Intervento per il 37° anniversario del sequestro di Aldo Moro e dell’uccisione degli uomini della sua scorta (16 marzo 1978)
(Fonte testi e immagini: DeputatiPD.it)
Il discorso di Aldo Moro tenuto a Firenze dopo atti di violenza nei confronti delle sedi della DC, si colloca dentro l’inquietante trama di stragi e violenze dell’Italia degli anni ‘70: e a poco meno di un anno dal suo rapimento in via Fani.
Nel suo discorso, oltre l’orgogliosa difesa del proprio partito, vi sono due aspetti fondamentali: il ripudio della violenza, la difesa del ruolo dei partiti e dei sindacati come cardini della democrazia. La violenza, l’intimidazione, la sopraffazione, non solo non sono necessari ma non avendo fondamento rappresentano un’assurdità. Nessuna giustificazione è consentita dell’ideologia della violenza, dove c’è libertà e dove c’è democrazia.
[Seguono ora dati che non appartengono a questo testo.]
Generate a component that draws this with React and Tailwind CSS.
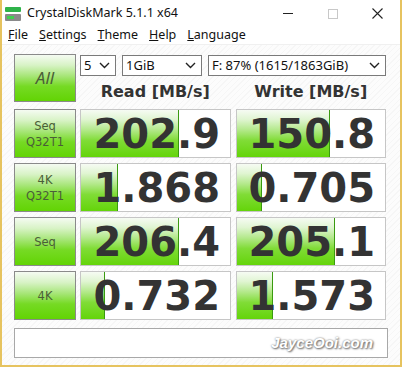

Oggi le parole di Moro appaiono ovviamente condivisibili e quasi superflue. Se rapportate al clima torbido di quegli anni e a tanti maestri dalla predica ambigua, esse acquistano ben altra perentorietà e ben altro spessore.
“La violenza è inconcepibile e inammissibile quale che sia l’ideale che si professi”.
In sostanza Moro riafferma la totale coincidenza tra mezzi e fini: un mezzo violento non prepara una società più giusta e migliore ma appunto una società senza libertà e senza rispetto per la dignità delle persone.
Nell’Italia degli anni ‘70, e più ancora dei decenni successivi, questa era la linea che, inevitabilmente e fortunatamente, finì per contrapporre chi si batteva contro il terrorismo e coloro che per convinzione o ignavia, o anche per opportunismo, finirono per giustificarlo. Anche la seconda considerazione, quella relativa al ruolo dei partiti e dei sindacati in difesa della democrazia in quanto soggetti popolari di partecipazione, conserva la sua fondatezza e la sua attualità.
Il terrorismo e le stragi colpirono cittadini, magistrati, forze dell’ordine, giornalisti esponenti politici e sindacati. Con la paura e la violenza si cercò di minare la forza di rappresentanze della democrazia italiana. Ma proprio dai cittadini, dalle istituzioni, dai partiti e dai sindacati, maturò la risposta più ferma che portò prima ad opporsi e poi a sconfiggere il terrorismo. Aldo Moro nel campo politico, Guido Rossa nel campo sindacale, morto a due anni di distanza, furono i due emblemi di questa verità storica. Le vittime della follia omicida che con il loro sacrificio avviarono la sconfitta del terrorismo.
Il nuovo Presidente della Repubblica, nel suo discorso dopo il giuramento di fronte al Parlamento riunito ha usato parole importanti contro il terrorismo ed in difesa della democrazia. In un passaggio del suo discorso ha ricordato che la democrazia è fatta di legami sociali, d’istituzioni sociali, di rappresentanza e di partecipazione: e che la democrazia non è mai acquisita per sempre, e va riconquistata e difesa giorno dopo giorno. Mattarella, sempre in quegli anni, fu toccato dall’omicidio del fratello, ad opera della Mafia. Quel fatto, come sappiamo ,cambiò la sua vita e il suo destino.
Moro fu uno dei maestri politici e ideali dell’uomo politico siciliano. Ed è anche per questo che le parole pronunciate a Firenze da Aldo Moro sono quelle che segnarono convinzioni e comportamenti di una larga parte della classe politica del Paese. Gli stessi propositi, che abbiamo ascoltato oggi nell’aula del Parlamento.